▶ **STATED TASK**
Write out the full set of records exactly. Any pictures in them do not belong in the copy.

▶ **RECORDED INFORMATION**

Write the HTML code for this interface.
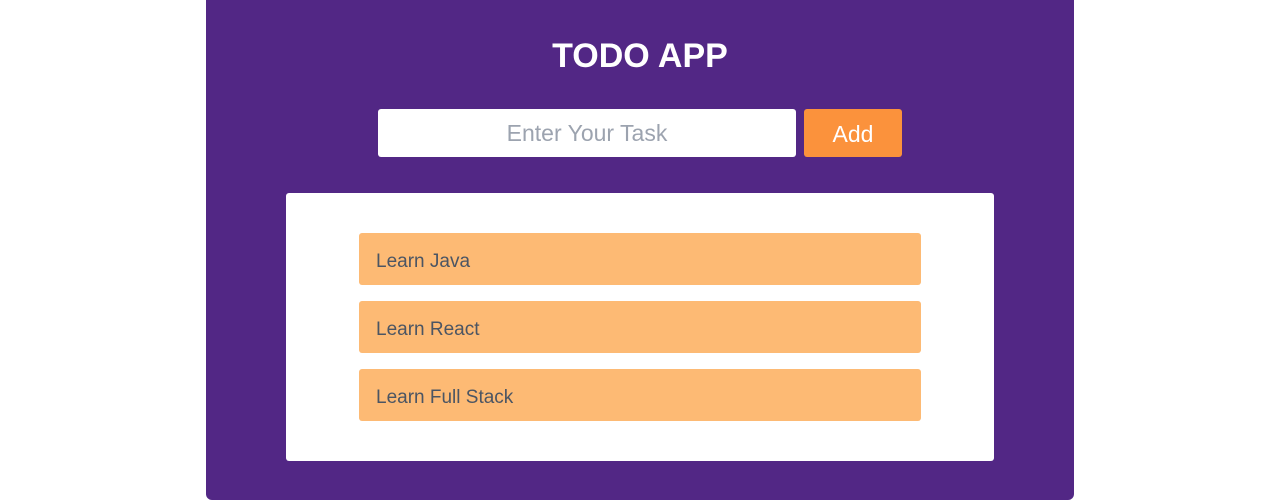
<!DOCTYPE html>
<html><head><style>
body{margin:0;background:#fff;font-family:"Liberation Sans",sans-serif;width:1280px;height:501px;overflow:hidden;position:relative}
.main{position:absolute;left:206px;top:0;width:868px;height:500px;background:#522785;border-radius:0 0 6px 6px}
h1{position:absolute;left:0;right:0;top:35px;margin:0;text-align:center;color:#fff;font-size:34px;font-weight:bold;line-height:42px}
.inp{position:absolute;left:172px;top:109px;width:418px;height:48px;background:#fff;border-radius:3px;color:#9ca3af;font-size:23px;text-align:center;line-height:48px}
.btn{position:absolute;left:598px;top:109px;width:98px;height:48px;background:#fb923c;border-radius:3px;color:#fff;font-size:23px;text-align:center;line-height:50px}
.box{position:absolute;left:80px;top:193px;width:708px;height:268px;background:#fff;border-radius:3px}
.it{position:absolute;left:73px;width:545px;height:52px;padding-left:17px;background:#fdba74;border-radius:3px;color:#4b5563;font-size:19px;line-height:57px}
</style></head><body>
<div class="main">
<h1>TODO APP</h1>
<div class="inp">Enter Your Task</div>
<div class="btn">Add</div>
<div class="box">
<div class="it" style="top:40px">Learn Java</div>
<div class="it" style="top:108px">Learn React</div>
<div class="it" style="top:176px">Learn Full Stack</div>
</div>
</div>
</body></html>
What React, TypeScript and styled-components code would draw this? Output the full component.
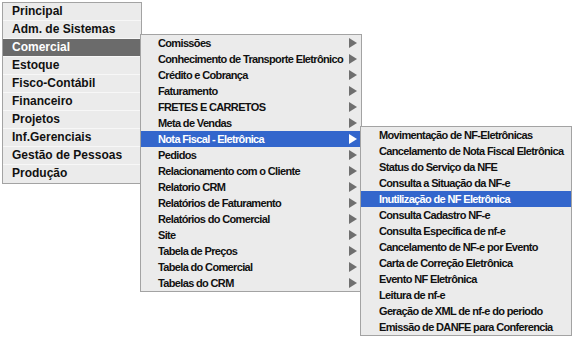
import { createGlobalStyle, styled } from 'styled-components'

type Entry = { label: string; sub?: boolean }

const mainItems = [
  'Principal',
  'Adm. de Sistemas',
  'Comercial',
  'Estoque',
  'Fisco-Contábil',
  'Financeiro',
  'Projetos',
  'Inf.Gerenciais',
  'Gestão de Pessoas',
  'Produção',
]

const comercialItems: Entry[] = [
  'Comissões',
  'Conhecimento de Transporte Eletrônico',
  'Crédito e Cobrança',
  'Faturamento',
  'FRETES E CARRETOS',
  'Meta de Vendas',
  'Nota Fiscal - Eletrônica',
  'Pedidos',
  'Relacionamento com o Cliente',
  'Relatorio CRM',
  'Relatórios de Faturamento',
  'Relatórios do Comercial',
  'Site',
  'Tabela de Preços',
  'Tabela do Comercial',
  'Tabelas do CRM',
].map((label) => ({ label, sub: true }))

const nfeItems = [
  'Movimentação de NF-Eletrônicas',
  'Cancelamento de Nota Fiscal Eletrônica',
  'Status do Serviço da NFE',
  'Consulta a Situação da NF-e',
  'Inutilização de NF Eletrônica',
  'Consulta Cadastro NF-e',
  'Consulta Especifica de nf-e',
  'Cancelamento de NF-e por Evento',
  'Carta de Correção Eletrônica',
  'Evento NF Eletrônica',
  'Leitura de nf-e',
  'Geração de XML de nf-e do periodo',
  'Emissão de DANFE para Conferencia',
]

function Arrow({ active }: { active?: boolean }) {
  return (
    <ArrowIcon width="8" height="10" viewBox="0 0 8 10">
      <path d="M0 0 L8 5 L0 10 Z" fill={active ? '#ffffff' : '#6f6f6f'} />
    </ArrowIcon>
  )
}

export default function App() {
  return (
    <>
      <GlobalStyle />
      <Page>
        <MainMenu>
          {mainItems.map((label) => (
            <MainItem key={label} $active={label === 'Comercial'}>
              {label}
              {label === 'Comercial' && (
                <SubMenu $top={-5} $width={222}>
                  {comercialItems.map((item) => {
                    const active = item.label === 'Nota Fiscal - Eletrônica'
                    return (
                      <SubItem key={item.label} $active={active} $pad={17}>
                        <span>{item.label}</span>
                        {item.sub && <Arrow active={active} />}
                        {active && (
                          <SubMenu $top={-5} $width={212}>
                            {nfeItems.map((nf) => (
                              <SubItem
                                key={nf}
                                $active={nf === 'Inutilização de NF Eletrônica'}
                                $pad={18}
                              >
                                <span>{nf}</span>
                              </SubItem>
                            ))}
                          </SubMenu>
                        )}
                      </SubItem>
                    )
                  })}
                </SubMenu>
              )}
            </MainItem>
          ))}
        </MainMenu>
      </Page>
    </>
  )
}

const GlobalStyle = createGlobalStyle`
  body {
    margin: 0;
    background: #ffffff;
    font-family: "Liberation Sans", Arial, sans-serif;
  }
`

const Page = styled.div`
  padding: 2px;
  width: 572px;
  height: 339px;
  box-sizing: border-box;
`

const MainMenu = styled.ul`
  list-style: none;
  margin: 0;
  padding: 0;
  width: 140px;
  box-sizing: border-box;
  border: 1px solid #a3a3a3;
  background: #ebebeb;
`

const MainItem = styled.li<{ $active?: boolean }>`
  position: relative;
  height: 18px;
  box-sizing: border-box;
  padding-left: 9px;
  border-bottom: 1px solid #f7f7f7;
  font-size: 12px;
  font-weight: bold;
  line-height: 17px;
  color: ${(p) => (p.$active ? '#ffffff' : '#111111')};
  background: ${(p) => (p.$active ? '#6b6b6b' : '#ebebeb')};

  &:last-child {
    border-bottom: none;
  }
`

const SubMenu = styled.ul<{ $top: number; $width: number }>`
  position: absolute;
  top: ${(p) => p.$top}px;
  left: calc(100% - 1px);
  z-index: 1;
  list-style: none;
  margin: 0;
  padding: 0;
  width: ${(p) => p.$width}px;
  box-sizing: border-box;
  border: 1px solid #a3a3a3;
  background: #ebebeb;
`

const SubItem = styled.li<{ $active?: boolean; $pad: number }>`
  position: relative;
  display: flex;
  align-items: center;
  justify-content: space-between;
  height: 16px;
  padding: 0 4px 0 ${(p) => p.$pad}px;
  font-size: 11px;
  letter-spacing: -0.65px;
  font-weight: bold;
  color: ${(p) => (p.$active ? '#ffffff' : '#111111')};
  background: ${(p) => (p.$active ? '#3366cc' : 'transparent')};
  white-space: nowrap;
`

const ArrowIcon = styled.svg`
  flex: none;
  display: block;
`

▶ **THE ANSWER**
Write the HTML code for this interface.
<!DOCTYPE html>
<html><head><style>
body{margin:0;background:#fff;font-family:"Liberation Sans",sans-serif;width:1280px;height:501px;overflow:hidden;position:relative}
.main{position:absolute;left:206px;top:0;width:868px;height:500px;background:#522785;border-radius:0 0 6px 6px}
h1{position:absolute;left:0;right:0;top:35px;margin:0;text-align:center;color:#fff;font-size:34px;font-weight:bold;line-height:42px}
.inp{position:absolute;left:172px;top:109px;width:418px;height:48px;background:#fff;border-radius:3px;color:#9ca3af;font-size:23px;text-align:center;line-height:48px}
.btn{position:absolute;left:598px;top:109px;width:98px;height:48px;background:#fb923c;border-radius:3px;color:#fff;font-size:23px;text-align:center;line-height:50px}
.box{position:absolute;left:80px;top:193px;width:708px;height:268px;background:#fff;border-radius:3px}
.it{position:absolute;left:73px;width:545px;height:52px;padding-left:17px;background:#fdba74;border-radius:3px;color:#4b5563;font-size:19px;line-height:57px}
</style></head><body>
<div class="main">
<h1>TODO APP</h1>
<div class="inp">Enter Your Task</div>
<div class="btn">Add</div>
<div class="box">
<div class="it" style="top:40px">Learn Java</div>
<div class="it" style="top:108px">Learn React</div>
<div class="it" style="top:176px">Learn Full Stack</div>
</div>
</div>
</body></html>
What React, TypeScript and styled-components code would draw this? Output the full component.
import { createGlobalStyle, styled } from 'styled-components'

type Entry = { label: string; sub?: boolean }

const mainItems = [
  'Principal',
  'Adm. de Sistemas',
  'Comercial',
  'Estoque',
  'Fisco-Contábil',
  'Financeiro',
  'Projetos',
  'Inf.Gerenciais',
  'Gestão de Pessoas',
  'Produção',
]

const comercialItems: Entry[] = [
  'Comissões',
  'Conhecimento de Transporte Eletrônico',
  'Crédito e Cobrança',
  'Faturamento',
  'FRETES E CARRETOS',
  'Meta de Vendas',
  'Nota Fiscal - Eletrônica',
  'Pedidos',
  'Relacionamento com o Cliente',
  'Relatorio CRM',
  'Relatórios de Faturamento',
  'Relatórios do Comercial',
  'Site',
  'Tabela de Preços',
  'Tabela do Comercial',
  'Tabelas do CRM',
].map((label) => ({ label, sub: true }))

const nfeItems = [
  'Movimentação de NF-Eletrônicas',
  'Cancelamento de Nota Fiscal Eletrônica',
  'Status do Serviço da NFE',
  'Consulta a Situação da NF-e',
  'Inutilização de NF Eletrônica',
  'Consulta Cadastro NF-e',
  'Consulta Especifica de nf-e',
  'Cancelamento de NF-e por Evento',
  'Carta de Correção Eletrônica',
  'Evento NF Eletrônica',
  'Leitura de nf-e',
  'Geração de XML de nf-e do periodo',
  'Emissão de DANFE para Conferencia',
]

function Arrow({ active }: { active?: boolean }) {
  return (
    <ArrowIcon width="8" height="10" viewBox="0 0 8 10">
      <path d="M0 0 L8 5 L0 10 Z" fill={active ? '#ffffff' : '#6f6f6f'} />
    </ArrowIcon>
  )
}

export default function App() {
  return (
    <>
      <GlobalStyle />
      <Page>
        <MainMenu>
          {mainItems.map((label) => (
            <MainItem key={label} $active={label === 'Comercial'}>
              {label}
              {label === 'Comercial' && (
                <SubMenu $top={-5} $width={222}>
                  {comercialItems.map((item) => {
                    const active = item.label === 'Nota Fiscal - Eletrônica'
                    return (
                      <SubItem key={item.label} $active={active} $pad={17}>
                        <span>{item.label}</span>
                        {item.sub && <Arrow active={active} />}
                        {active && (
                          <SubMenu $top={-5} $width={212}>
                            {nfeItems.map((nf) => (
                              <SubItem
                                key={nf}
                                $active={nf === 'Inutilização de NF Eletrônica'}
                                $pad={18}
                              >
                                <span>{nf}</span>
                              </SubItem>
                            ))}
                          </SubMenu>
                        )}
                      </SubItem>
                    )
                  })}
                </SubMenu>
              )}
            </MainItem>
          ))}
        </MainMenu>
      </Page>
    </>
  )
}

const GlobalStyle = createGlobalStyle`
  body {
    margin: 0;
    background: #ffffff;
    font-family: "Liberation Sans", Arial, sans-serif;
  }
`

const Page = styled.div`
  padding: 2px;
  width: 572px;
  height: 339px;
  box-sizing: border-box;
`

const MainMenu = styled.ul`
  list-style: none;
  margin: 0;
  padding: 0;
  width: 140px;
  box-sizing: border-box;
  border: 1px solid #a3a3a3;
  background: #ebebeb;
`

const MainItem = styled.li<{ $active?: boolean }>`
  position: relative;
  height: 18px;
  box-sizing: border-box;
  padding-left: 9px;
  border-bottom: 1px solid #f7f7f7;
  font-size: 12px;
  font-weight: bold;
  line-height: 17px;
  color: ${(p) => (p.$active ? '#ffffff' : '#111111')};
  background: ${(p) => (p.$active ? '#6b6b6b' : '#ebebeb')};

  &:last-child {
    border-bottom: none;
  }
`

const SubMenu = styled.ul<{ $top: number; $width: number }>`
  position: absolute;
  top: ${(p) => p.$top}px;
  left: calc(100% - 1px);
  z-index: 1;
  list-style: none;
  margin: 0;
  padding: 0;
  width: ${(p) => p.$width}px;
  box-sizing: border-box;
  border: 1px solid #a3a3a3;
  background: #ebebeb;
`

const SubItem = styled.li<{ $active?: boolean; $pad: number }>`
  position: relative;
  display: flex;
  align-items: center;
  justify-content: space-between;
  height: 16px;
  padding: 0 4px 0 ${(p) => p.$pad}px;
  font-size: 11px;
  letter-spacing: -0.65px;
  font-weight: bold;
  color: ${(p) => (p.$active ? '#ffffff' : '#111111')};
  background: ${(p) => (p.$active ? '#3366cc' : 'transparent')};
  white-space: nowrap;
`

const ArrowIcon = styled.svg`
  flex: none;
  display: block;
`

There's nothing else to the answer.